The primary purpose of a traveler is in controling the twist in the mainsail. The further that the traveler car is moved to windward the more horizontal the pull and the more twist that is induced into the sail. The closer to being directly under the boom, the more vertical the pull and the greater the download on the sail and so there is greater tension in the leech of the sail and the less twist is experienced by the sail. Controlling twist is a critical part of optomising performance. Some degree of twist is beneficial, especially in light to moderate winds. 

To begin with, if you look at a sail in section (cut horizontally through the sail) it is a wing. Even very efficient wings have an 'incident angle'; and 'slip angle'. In other words, a wing (or a sail) needs to be placed at an angle to the wind to work. For any given wind, and any given sail, and any given boat in a given condition, at any given spot on the sail, there is an optimum angle of attack in order to achieve the best performance. What I mean by 'best preformance' is an increase in forward drive while as well as minimizing of drag, and more importantly reducing the amount of sideforce which is responsible for creating heeling and leeway .

What further complicates all of this is that the wind at the top of the sail is actually different than the wind at the bottom of the sail. Called ''gradient effect'', in light to moderate winds the wind speed typically increases the higher you get above the surface of the water. 

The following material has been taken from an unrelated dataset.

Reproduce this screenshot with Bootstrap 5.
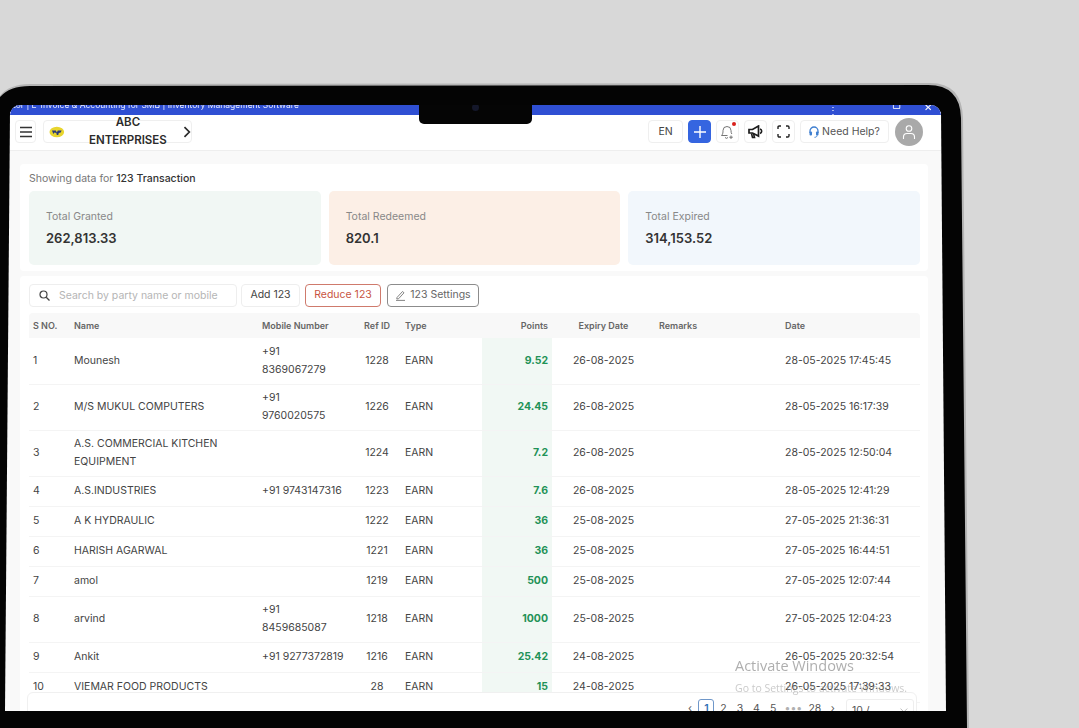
<!DOCTYPE html>
<html lang="en">
<head>
  <meta charset="UTF-8" />
  <title>123 Transactions</title>
  <link href="https://cdn.jsdelivr.net/npm/bootstrap@5.3.0/dist/css/bootstrap.min.css" rel="stylesheet" />
  <style>
    html, body { height: 728px; overflow: hidden; }
    body {
      margin: 0;
      padding: 105px 0 0 10px;
      background: #d8d8d8;
      font-family: Inter, "Liberation Sans", sans-serif;
      font-size: 11px;
      color: #444;
      position: relative;
    }
    .device-bg { position: absolute; left: 0; top: 0; }
    .screen {
      position: relative;
      width: 931px;
      height: 606px;
      overflow: hidden;
      background: #f9f9f9;
      border-radius: 10px 10px 0 0;
      filter: blur(.35px);
    }
    .title-bar {
      height: 10px;
      background: #2f4fd3;
      color: #e8ecff;
      font-size: 8.5px;
      line-height: 1px;
      padding-left: 3px;
      overflow: hidden;
      position: relative;
    }
    .win-ctl { position: absolute; top: 0; color: #fff; font-size: 10px; line-height: 1; }
    .notch {
      position: absolute;
      left: 409px; top: 0;
      width: 113px; height: 19px;
      background: #050505;
      border-radius: 0 0 5px 5px;
    }
    .cam {
      position: absolute;
      left: 53px; top: -1px;
      width: 7px; height: 7px;
      border-radius: 50%;
      background: #14172a;
    }
    .top-head {
      height: 36px;
      background: #fff;
      border-bottom: 1px solid #eeeeee;
      padding: 5px 18px 0 5px;
    }
    .tool-btn {
      height: 23px;
      border: 1px solid #efefef;
      border-radius: 4px;
      background: #fff;
      color: #444;
      font-size: 10.5px;
      padding: 0;
      display: flex;
      align-items: center;
      justify-content: center;
    }
    .w-menu { width: 21px; }
    .w-company { width: 149px; margin-left: 7px; justify-content: flex-start; padding-left: 5px; font-size: 11.5px; font-weight: 600; color: #2b2b2b; }
    .w-lang { width: 35px; }
    .w-plus { width: 23px; background: #3565e0; border-color: #3565e0; margin-left: 5px; }
    .w-icon { width: 23px; margin-left: 5px; }
    .w-help { width: 89px; margin-left: 5px; color: #555; gap: 3px; }
    .avatar-dot {
      width: 28px; height: 28px;
      margin: -2px 0 0 6px;
      border-radius: 50%;
      background: #a9a9a9;
      display: flex; align-items: center; justify-content: center;
    }
    .red-dot { position: absolute; right: 2px; top: 1px; width: 4px; height: 4px; border-radius: 50%; background: #d8201c; }
    .content-area { padding: 13px 13px 0 10px; }
    .panel { background: #fff; border: 0; border-radius: 4px; }
    .panel-stats { height: 107px; padding: 8px 8px 0 9px; margin-bottom: 5px; }
    .showing { height: 19px; line-height: 13px; color: #777; font-size: 10.5px; }
    .showing b { font-weight: 500; color: #333; }
    .stat-box { height: 74px; border-radius: 5px; padding: 19px 17px 0; }
    .stat-green { background: #f1f7f4; }
    .stat-peach { background: #fcefe6; }
    .stat-blue { background: #f2f7fc; }
    .stat-label { color: #888; font-size: 10.5px; line-height: 13px; }
    .stat-value { color: #333; font-size: 13px; font-weight: 600; line-height: 16px; margin-top: 7px; }
    .panel-table { height: 460px; padding: 8px 8px 0 9px; }
    .search-box {
      width: 208px; height: 23px;
      border: 1px solid #eeeeee;
      border-radius: 4px;
      padding-left: 9px;
      gap: 9px;
      color: #b5b5b5;
      font-size: 10.5px;
    }
    .act-btn {
      height: 23px;
      font-size: 10.5px;
      line-height: 1;
      padding: 0;
      border-radius: 4px;
      background: #fff;
      display: flex; align-items: center; justify-content: center; gap: 4px;
    }
    .act-add { width: 59px; border: 1px solid #eeeeee; color: #444; margin-left: 4px; }
    .act-reduce { width: 76px; border: 1px solid #cf7a6c; color: #c8543f; margin-left: 5px; }
    .act-settings { width: 92px; border: 1px solid #8c8c8c; color: #666; margin-left: 6px; }
    .data-table { table-layout: fixed; width: 891px; margin: 6px 0 0; font-size: 10.5px; color: #444; }
    .data-table > :not(caption) > * > * { padding: 0 4px; border-bottom: 1px solid #f4f4f4; box-shadow: none; vertical-align: middle; line-height: 18px; color: #444; }
    .data-table thead th { background: #f8f8f8; height: 25px; font-size: 9px; font-weight: 600; color: #666; border-bottom: 0; }
    .data-table thead th:first-child { border-radius: 4px 0 0 0; }
    .data-table thead th:last-child { border-radius: 0 4px 0 0; }
    .data-table tbody tr { height: 30px; }
    .data-table tbody tr.tall { height: 46px; }
    .data-table > tbody > tr > td.pts { background: #f1f8f4; color: #1f9257; font-weight: 700; text-align: right; }
    .pager-bar {
      position: absolute;
      left: 17px; top: 587px;
      width: 890px; height: 40px;
      background: #fff;
      border: 1px solid #f0f0f0;
      border-radius: 6px;
      padding: 6px 2px 0 0;
      color: #555;
      font-size: 10.5px;
    }
    .pg { width: 16.6px; height: 20px; text-align: center; line-height: 20px; }
    .pg-on { width: 16px; border: 1px solid #6f97c9; border-radius: 3px; color: #2f6fb5; font-weight: 600; line-height: 18px; margin-right: .6px; }
    .pg-more { width: 24px; color: #b0b0b0; letter-spacing: 0; }
    .pg-wide { width: 19px; }
    .pg-size { width: 68px; height: 22px; border: 1px solid #eeeeee; border-radius: 3px; margin-left: 5px; padding: 0 5px; line-height: 22px; gap: 4px; }
    .watermark { position: absolute; left: 735px; top: 659px; color: rgba(125,125,125,.62); font-family: "Open Sans", sans-serif; line-height: 1; }
    .wm-one { font-size: 14.5px; }
    .wm-two { font-size: 10.5px; margin-top: 9px; color: rgba(150,150,150,.5); }
  </style>
</head>
<body>
  <!-- laptop body drawn behind the page, it widens a bit towards the bottom -->
  <svg class="device-bg" width="1079" height="728" viewBox="0 0 1079 728">
    <path d="M-8 728 L-8 120 Q-6 84 30 84 L930 83 Q962 83 963 118 L969 728 Z" fill="#b5b5b5"/>
    <path d="M-8 728 L-8 120 Q-6 86 30 86 L928 85 Q960 85 961 118 L967 728 Z" fill="#040404"/>
    <polygon points="10,112 941,112 946,711 5,711" fill="#f9f9f9"/>
  </svg>

  <div class="screen">
    <div class="title-bar">
      tor | E-Invoice &amp; Accounting for SMB | Inventory Management Software
      <span class="win-ctl" style="left:818px">⋮</span>
      <span class="win-ctl" style="left:851px;top:-6px">–</span>
      <span class="win-ctl" style="left:882px;top:-5px">▢</span>
      <span class="win-ctl" style="left:914px;top:-3px">✕</span>
    </div>
    <div class="notch"><span class="cam"></span></div>

    <div class="top-head d-flex align-items-start">
      <button class="tool-btn w-menu" type="button">
        <svg width="14" height="12" viewBox="0 0 14 12"><path d="M1 1.5h12M1 6h12M1 10.5h12" stroke="#333" stroke-width="1.4" fill="none"/></svg>
      </button>
      <button class="tool-btn w-company" type="button">
        <svg width="16" height="12" viewBox="0 0 16 12"><ellipse cx="8" cy="6" rx="7.5" ry="5.5" fill="#e8d52e"/><path d="M3 4.5h4l1 2 1-2h4l-1 2-2 .5-.5 2H8l-.5-2-2-.5-1 1.5z" fill="#2a3a7a"/></svg>
        <span class="ms-2 ps-1">ABC ENTERPRISES</span>
        <svg class="ms-1" width="8" height="12" viewBox="0 0 8 12"><path d="M1.5 1l5 5-5 5" stroke="#2b2b2b" stroke-width="1.7" fill="none"/></svg>
      </button>
      <div class="ms-auto d-flex align-items-start">
        <button class="tool-btn w-lang" type="button">EN</button>
        <button class="tool-btn w-plus" type="button">
          <svg width="12" height="12" viewBox="0 0 12 12"><path d="M6 0v12M0 6h12" stroke="#fff" stroke-width="1.4"/></svg>
        </button>
        <button class="tool-btn w-icon position-relative" type="button">
          <svg width="15" height="16" viewBox="0 0 15 16"><path d="M1.5 11.5c1.500-1.500 1.500-3 1.500-5a4 4 0 0 1 8 0c0 1.500.2 2.500.8 3.500M1.500 11.500h6M5 13.500a2 2 0 0 0 3 0M11 11.500v3.500M9.300 13.200h3.500" stroke="#666" stroke-width=".9" fill="none"/></svg>
          <span class="red-dot"></span>
        </button>
        <button class="tool-btn w-icon" type="button">
          <svg width="16" height="14" viewBox="0 0 16 14"><path d="M1 4.500h3.500L10.500 1v10L4.500 8H1z" fill="none" stroke="#1d1d1d" stroke-width="1.700"/><path d="M3.500 8.500l1 4h2l-1-4M12 4c2 .5 2.500 3.500 0 4.500" fill="none" stroke="#1d1d1d" stroke-width="1.600"/></svg>
        </button>
        <button class="tool-btn w-icon" type="button">
          <svg width="13" height="13" viewBox="0 0 13 13"><path d="M1 4V2.200C1 1.500 1.500 1 2.200 1H4M9 1h1.800c.7 0 1.200.5 1.200 1.200V4M12 9v1.800c0 .7-.5 1.200-1.200 1.200H9M4 12H2.200C1.500 12 1 11.500 1 10.800V9" fill="none" stroke="#222" stroke-width="1.400"/></svg>
        </button>
        <button class="tool-btn w-help" type="button">
          <svg width="10" height="12" viewBox="0 0 10 12"><path d="M1 7V5a4 4 0 0 1 8 0v2" fill="none" stroke="#3f7fd0" stroke-width="1.300"/><rect x=".5" y="5.500" width="2.500" height="4" rx="1" fill="#3f7fd0"/><rect x="7" y="5.500" width="2.500" height="4" rx="1" fill="#3f7fd0"/><path d="M8 9.500c0 1.200-1 1.800-2.500 1.800" fill="none" stroke="#3f7fd0"/></svg>
          Need Help?
        </button>
        <div class="avatar-dot">
          <svg width="14" height="16" viewBox="0 0 14 16"><circle cx="7" cy="4.500" r="2.800" fill="none" stroke="#fff" stroke-width="1.100"/><path d="M1.500 15v-2c0-2 1.500-3.500 3.500-3.500h4c2 0 3.500 1.500 3.500 3.500v2" fill="none" stroke="#fff" stroke-width="1.100"/></svg>
        </div>
      </div>
    </div>

    <div class="content-area">
      <div class="panel panel-stats">
        <div class="showing">Showing data for <b>123 Transaction</b></div>
        <div class="row g-2">
          <div class="col-4"><div class="stat-box stat-green"><div class="stat-label">Total Granted</div><div class="stat-value">262,813.33</div></div></div>
          <div class="col-4"><div class="stat-box stat-peach"><div class="stat-label">Total Redeemed</div><div class="stat-value">820.1</div></div></div>
          <div class="col-4"><div class="stat-box stat-blue"><div class="stat-label">Total Expired</div><div class="stat-value">314,153.52</div></div></div>
        </div>
      </div>

      <div class="panel panel-table">
        <div class="d-flex">
          <div class="search-box d-flex align-items-center">
            <svg width="11" height="11" viewBox="0 0 11 11"><circle cx="4.500" cy="4.500" r="3.500" fill="none" stroke="#444" stroke-width="1.200"/><path d="M7.200 7.200L10.500 10.500" stroke="#444" stroke-width="1.300"/></svg>
            <span>Search by party name or mobile</span>
          </div>
          <button class="act-btn act-add" type="button">Add 123</button>
          <button class="act-btn act-reduce" type="button">Reduce 123</button>
          <button class="act-btn act-settings" type="button">
            <svg width="11" height="11" viewBox="0 0 11 11"><path d="M2 7.500L7.500 1.500l1.500 1.300L3.500 8.800 1.800 9zM1 10.400h9" fill="none" stroke="#666" stroke-width=".8"/></svg>
            123 Settings
          </button>
        </div>

        <table class="table data-table">
          <colgroup>
            <col style="width:41px"><col style="width:188px"><col style="width:95px"><col style="width:48px"><col style="width:81px"><col style="width:70px"><col style="width:103px"><col style="width:126px"><col style="width:139px">
          </colgroup>
          <thead>
            <tr><th>S NO.</th><th>Name</th><th>Mobile Number</th><th class="text-center">Ref ID</th><th class="tc-type">Type</th><th class="text-end">Points</th><th class="text-center">Expiry Date</th><th>Remarks</th><th>Date</th></tr>
          </thead>
          <tbody id="rows"></tbody>
        </table>
      </div>
    </div>

    <div class="pager-bar d-flex justify-content-end align-items-start">
      <span class="pg">‹</span>
      <span class="pg pg-on">1</span>
      <span class="pg">2</span><span class="pg">3</span><span class="pg">4</span><span class="pg">5</span>
      <span class="pg pg-more">•••</span>
      <span class="pg pg-wide">28</span>
      <span class="pg">›</span>
      <span class="pg-size d-flex align-items-start">10 / page
        <svg class="mt-2" width="8" height="5" viewBox="0 0 8 5"><path d="M.5.500L4 4 7.500.500" fill="none" stroke="#bbb"/></svg>
      </span>
    </div>
  </div>

  <div class="watermark">
    <div class="wm-one">Activate Windows</div>
    <div class="wm-two">Go to Settings to activate Windows.</div>
  </div>

  <script>
    // s no, name, mobile, ref, points, expiry, date
    const rows = [
      [1, 'Mounesh', '+91<br>8369067279', 1228, '9.52', '26-08-2025', '28-05-2025 17:45:45'],
      [2, 'M/S MUKUL COMPUTERS', '+91<br>9760020575', 1226, '24.45', '26-08-2025', '28-05-2025 16:17:39'],
      [3, 'A.S. COMMERCIAL KITCHEN<br>EQUIPMENT', '', 1224, '7.2', '26-08-2025', '28-05-2025 12:50:04'],
      [4, 'A.S.INDUSTRIES', '+91 9743147316', 1223, '7.6', '26-08-2025', '28-05-2025 12:41:29'],
      [5, 'A K HYDRAULIC', '', 1222, '36', '25-08-2025', '27-05-2025 21:36:31'],
      [6, 'HARISH AGARWAL', '', 1221, '36', '25-08-2025', '27-05-2025 16:44:51'],
      [7, 'amol', '', 1219, '500', '25-08-2025', '27-05-2025 12:07:44'],
      [8, 'arvind', '+91<br>8459685087', 1218, '1000', '25-08-2025', '27-05-2025 12:04:23'],
      [9, 'Ankit', '+91 9277372819', 1216, '25.42', '24-08-2025', '26-05-2025 20:32:54'],
      [10, 'VIEMAR FOOD PRODUCTS', '', 28, '15', '24-08-2025', '26-05-2025 17:39:33']
    ];

    document.getElementById('rows').innerHTML = rows.map((r) => {
      const tall = r[1].includes('<br>') || r[2].includes('<br>');
      return `<tr class="${tall ? 'tall' : ''}">
        <td>${r[0]}</td><td>${r[1]}</td><td>${r[2]}</td>
        <td class="text-center">${r[3]}</td><td>EARN</td>
        <td class="pts">${r[4]}</td><td class="text-center">${r[5]}</td>
        <td></td><td>${r[6]}</td></tr>`;
    }).join('');
  </script>
</body>
</html>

Visualize gradient effect this way, there is friction between air and water and between air and air. Because of this friction, at the surface of the water there is a (barrier) layer of air that does not move at all relative to the water. Next to this layer of air is another layer of air that moves slowly over this stationary barrier layer. That layer feels the friction of the barrier layer and the friction of the layer above it that is being motavated by the ambient wind. Each higher layer moves a bit more quickly compared to the layer below until at some point up in the air there is a point at which the air moves at the speed of the ambient winds and does not feel the affect of the barrier. 

In light air, this gradient affect can be dozens of feet deep. At very much higher wind speeds the whole gradiant effect, from barrier to free flowing wind, is only a couple inches deep. Most of us typically sail in windspeeds where the effect is somewhere in between those extremes but typically taller than the average mast height even in a moderate wind.

In a sailboat, this means that the boat feels more true wind speed at the masthead than it does at the deck. Because of the way that apparent wind works, when close reaching or beating, the higher wind speed at the masthead produces higher apparent winds at the masthead that are also more abeam to the boat than the apparent winds that are felt lower in the sail. Getting back to your question, twist allows the sail to have differing attack angles as you move up the sail, each at a proper angle of attack relative to the apparent wind that it is passing over the sail at that point. 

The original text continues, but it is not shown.